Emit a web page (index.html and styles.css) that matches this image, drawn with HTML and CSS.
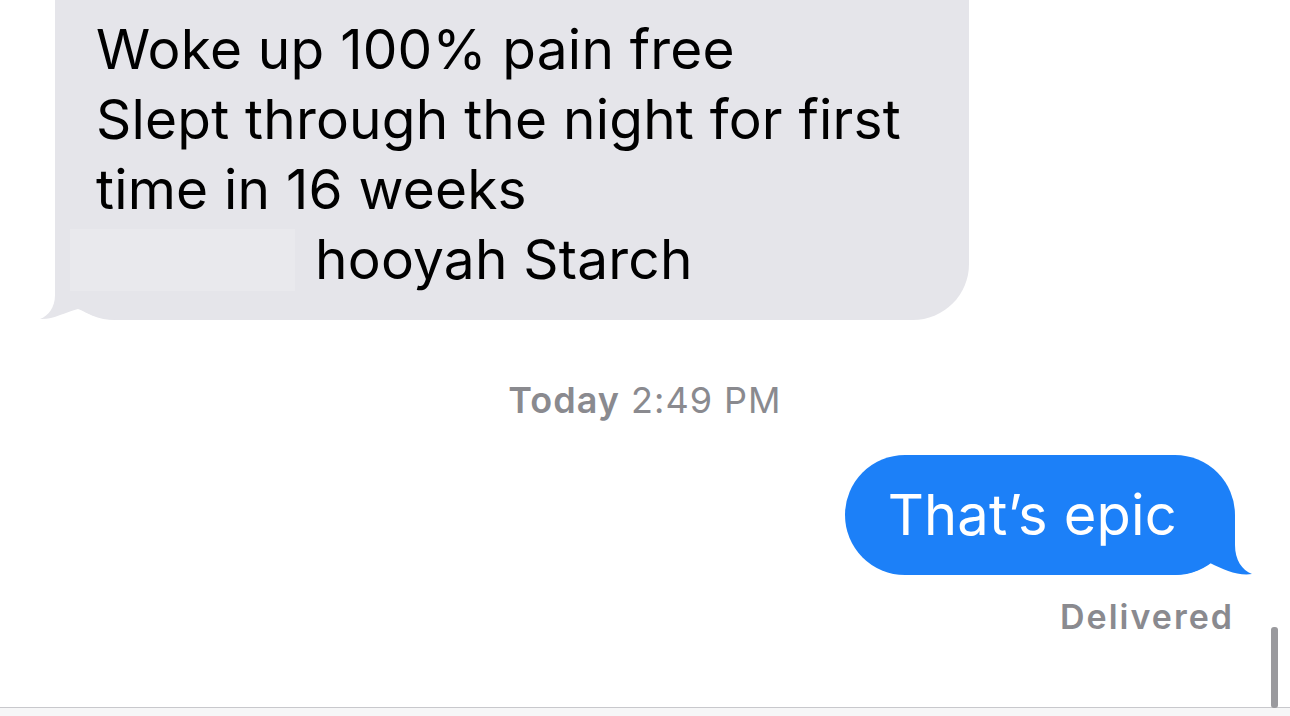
FILE: index.html
```html
<!DOCTYPE html>
<html lang="en">
<head>
	<meta charset="UTF-8">
	<meta name="viewport" content="width=device-width, initial-scale=1.0">
	<title>Messages</title>
	<link rel="stylesheet" href="styles.css">
</head>
<body>
	<div class="screen">
		<div class="thread">
			<div class="bubble them">
				<div class="text">
					<div>Woke up 100% pain free</div>
					<div>Slept through the night for first</div>
					<div>time in 16 weeks</div>
					<div><span class="hidden-name"></span>hooyah Starch</div>
				</div>
				<svg class="tail tail-them" width="80" height="70" viewBox="0 0 80 70">
					<path d="M15 0 L15 45 C15 58 8 66 0 69 C12 70 26 62 38 59 C48 63 60 70 80 70 L80 0 Z"/>
				</svg>
			</div>

			<div class="stamp"><b>Today</b> 2:49 PM</div>

			<div class="bubble me">
				<span class="text">That’s epic</span>
				<svg class="tail tail-me" width="83" height="60" viewBox="0 0 83 60">
					<path d="M65 0 L65 30 C65 45 72 55 82 59 C68 61 54 55 40 48 C30 55 20 60 0 60 L0 0 Z"/>
				</svg>
			</div>
			<div class="status">Delivered</div>
		</div>
		<div class="composer"></div>
		<div class="scrollbar"></div>
	</div>
</body>
</html>
```

FILE: styles.css
```css
body{
	margin: 0;
	background-color: #fff;
	font-family: Inter, "Liberation Sans", Arial, sans-serif;
}
.screen{
	position: relative;
	height: 716px;
	overflow: hidden;
	display: flex;
	flex-direction: column;
}
.thread{
	flex: 1;
	display: flex;
	flex-direction: column;
}
.bubble{
	position: relative;
	font-size: 55px;
	letter-spacing: 0.2px;
}
.bubble .text{
	position: relative;
	z-index: 1;
}
.them{
	width: 914px;
	box-sizing: border-box;
	margin-left: 55px;
	padding: 14px 40px 26px 41px;
	line-height: 70px;
	color: #000;
	background-color: #e5e5ea;
	border-radius: 0 0 56px 60px;
}
.hidden-name{
	display: inline-block;
	width: 225px;
	height: 62px;
	margin-left: -26px;
	margin-right: 20px;
	vertical-align: -12px;
	background-color: #e9e9ed;
}
.tail{
	position: absolute;
	bottom: 0;
}
.tail-them{
	left: -15px;
	fill: #e5e5ea;
}
.tail-me{
	right: -18px;
	fill: #1c80f8;
}
.stamp{
	margin-top: 60px;
	text-align: center;
	font-size: 36px;
	line-height: 40px;
	letter-spacing: 1px;
	color: #8a8a8f;
}
.stamp b{
	font-weight: 600;
}
.me{
	align-self: flex-end;
	margin-top: 35px;
	margin-right: 55px;
	height: 120px;
	padding: 0 58px 0 43px;
	font-size: 56px;
	line-height: 120px;
	color: #fff;
	background-color: #1c80f8;
	border-radius: 60px;
}
.status{
	align-self: flex-end;
	margin-top: 24px;
	margin-right: 56px;
	font-size: 34px;
	line-height: 36px;
	letter-spacing: 2px;
	font-weight: 600;
	color: #8a8a8f;
}
.composer{
	height: 8px;
	border-top: 1px solid #c8c8cc;
	background-color: #f6f6f7;
}
.scrollbar{
	position: absolute;
	right: 12px;
	bottom: 8px;
	width: 7px;
	height: 81px;
	border-radius: 3px;
	background-color: #9a9a9e;
}
```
════
TASK DESCRIPTION
Restate the data above exactly, stripping out each image.

ANSWER TO THIS TASK
Emit a web page (index.html and styles.css) that matches this image, drawn with HTML and CSS.
FILE: index.html
```html
<!DOCTYPE html>
<html lang="en">
<head>
	<meta charset="UTF-8">
	<meta name="viewport" content="width=device-width, initial-scale=1.0">
	<title>Messages</title>
	<link rel="stylesheet" href="styles.css">
</head>
<body>
	<div class="screen">
		<div class="thread">
			<div class="bubble them">
				<div class="text">
					<div>Woke up 100% pain free</div>
					<div>Slept through the night for first</div>
					<div>time in 16 weeks</div>
					<div><span class="hidden-name"></span>hooyah Starch</div>
				</div>
				<svg class="tail tail-them" width="80" height="70" viewBox="0 0 80 70">
					<path d="M15 0 L15 45 C15 58 8 66 0 69 C12 70 26 62 38 59 C48 63 60 70 80 70 L80 0 Z"/>
				</svg>
			</div>

			<div class="stamp"><b>Today</b> 2:49 PM</div>

			<div class="bubble me">
				<span class="text">That’s epic</span>
				<svg class="tail tail-me" width="83" height="60" viewBox="0 0 83 60">
					<path d="M65 0 L65 30 C65 45 72 55 82 59 C68 61 54 55 40 48 C30 55 20 60 0 60 L0 0 Z"/>
				</svg>
			</div>
			<div class="status">Delivered</div>
		</div>
		<div class="composer"></div>
		<div class="scrollbar"></div>
	</div>
</body>
</html>
```

FILE: styles.css
```css
body{
	margin: 0;
	background-color: #fff;
	font-family: Inter, "Liberation Sans", Arial, sans-serif;
}
.screen{
	position: relative;
	height: 716px;
	overflow: hidden;
	display: flex;
	flex-direction: column;
}
.thread{
	flex: 1;
	display: flex;
	flex-direction: column;
}
.bubble{
	position: relative;
	font-size: 55px;
	letter-spacing: 0.2px;
}
.bubble .text{
	position: relative;
	z-index: 1;
}
.them{
	width: 914px;
	box-sizing: border-box;
	margin-left: 55px;
	padding: 14px 40px 26px 41px;
	line-height: 70px;
	color: #000;
	background-color: #e5e5ea;
	border-radius: 0 0 56px 60px;
}
.hidden-name{
	display: inline-block;
	width: 225px;
	height: 62px;
	margin-left: -26px;
	margin-right: 20px;
	vertical-align: -12px;
	background-color: #e9e9ed;
}
.tail{
	position: absolute;
	bottom: 0;
}
.tail-them{
	left: -15px;
	fill: #e5e5ea;
}
.tail-me{
	right: -18px;
	fill: #1c80f8;
}
.stamp{
	margin-top: 60px;
	text-align: center;
	font-size: 36px;
	line-height: 40px;
	letter-spacing: 1px;
	color: #8a8a8f;
}
.stamp b{
	font-weight: 600;
}
.me{
	align-self: flex-end;
	margin-top: 35px;
	margin-right: 55px;
	height: 120px;
	padding: 0 58px 0 43px;
	font-size: 56px;
	line-height: 120px;
	color: #fff;
	background-color: #1c80f8;
	border-radius: 60px;
}
.status{
	align-self: flex-end;
	margin-top: 24px;
	margin-right: 56px;
	font-size: 34px;
	line-height: 36px;
	letter-spacing: 2px;
	font-weight: 600;
	color: #8a8a8f;
}
.composer{
	height: 8px;
	border-top: 1px solid #c8c8cc;
	background-color: #f6f6f7;
}
.scrollbar{
	position: absolute;
	right: 12px;
	bottom: 8px;
	width: 7px;
	height: 81px;
	border-radius: 3px;
	background-color: #9a9a9e;
}
```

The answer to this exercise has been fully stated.